After much anticipation since the soft opening of the Museum of Archaeology, Tainan Branch of National Museum of Prehistory late last year, the archaeology museum officially opened to the public in October 2019, inviting visitors to witness 5,000 years of Taiwanese antiquity.

Located in the Tainan Science Park, which is currently the largest active excavation area in Taiwan, the museum covers a total area of 2.44 hectares and was ten years in the making. Taiwanese architect Kris Yao (姚仁喜) stated the museum was constructed largely with basalt stone and layered glass to symbolize the interlacing of the island's archaeological past with the modernized present, and that its architectural design compares the earth to a "black box" that opens up for visitors to explore the multitude of layers within.

Some of the most representative relics excavated from the Tainan science park area, which holds the highest volume of prehistoric artifacts in all of Taiwan, include the four items listed below:

A face-shaped ceramic pot that was discovered in the Daoyenan Historical Site (道爺遺址). Estimated to be 1,300 to 1,800 years old, the pot features frontal facial features that are still visibly apparent and hair-braid markings on the back side, which altogether may be a good representation of a person’s appearance at that time.

Fossilized rice grains that were excavated from the Nanguanlidong Historical Site (南關里東遺址). Estimated to be 4,300 to 5,000 years old, these are the oldest fossilized rice grains unearthed in Taiwan, proving that prehistoric residents have already begun cultivating rice 5,000 years ago and were no longer confined to only hunting and gathering.

A beaded jade necklace that was discovered at the Niuniaokang Historical Site (牛尿港遺址). Estimated to be 2,100 to 2,800 years old, the artifact consists of 188 tubular jade stones made with exquisite craftsmanship, as the hollowed center of each bead is less than 0.3cm in diameter.

A fish otolith, which is a calcium carbonate structure located in the inner ear cavity of a fish, excavated from the Dachang Bridge Historical Site (大昌橋遺址). Also commonly known as the "ear stone" of a fish, this artifact is estimated to be 4,300 to 5,000 years old. The hard calcium growth rings on the microfossil resemble tree rings and are used in a common technique for estimating fish age.

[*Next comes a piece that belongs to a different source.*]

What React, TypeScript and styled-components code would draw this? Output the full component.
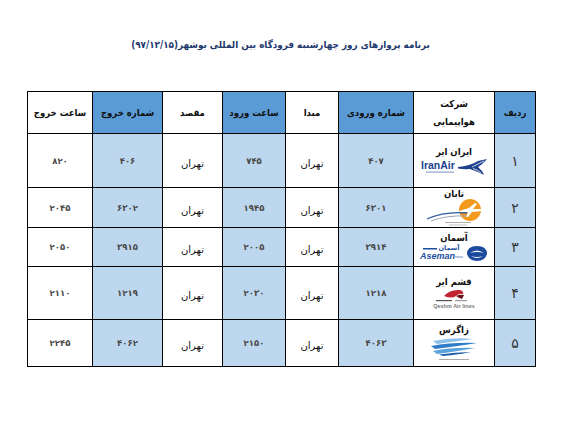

The museum's permanent exhibition will comprise three halls. The first hall will present the evolution of prehistory in the greater science park area, displaying 234 cultural relics of the six prehistoric cultures that took place here since the Neolithic Age. The second hall will reenact scenes from prehistoric areas of life, such as fishing, farming, hunting, husbandry, and domestic dwellings, as well as associated tools and accessories, to present the social context and spiritual culture of Taiwan's prehistoric ancestors. The third hall will showcase the art of archaeology and modern scientific analysis techniques.

In addition to the permanent exhibition, the museum will also host a special exhibition on prehistoric animals, in which animal bones and specimens will help visitors learn of the interactions and changes in the relationship among humans, animals, and the natural environment for the last 5,000 years. Running through May 31, 2020, the special exhibit also serves as a reminder to love and cherish the land and the creatures living together with human settlements.

The museum has also created a visual display that will be projected onto its outer walls for passengers riding past on the High Speed Rail. Considering each HSR train will only have three seconds during the pass-by, the message is a simple electronic clock display of "Tainan Science Park Standard Time: The Year 5019" to represent the interweaving of 5,000 years of antiquity and the contemporary.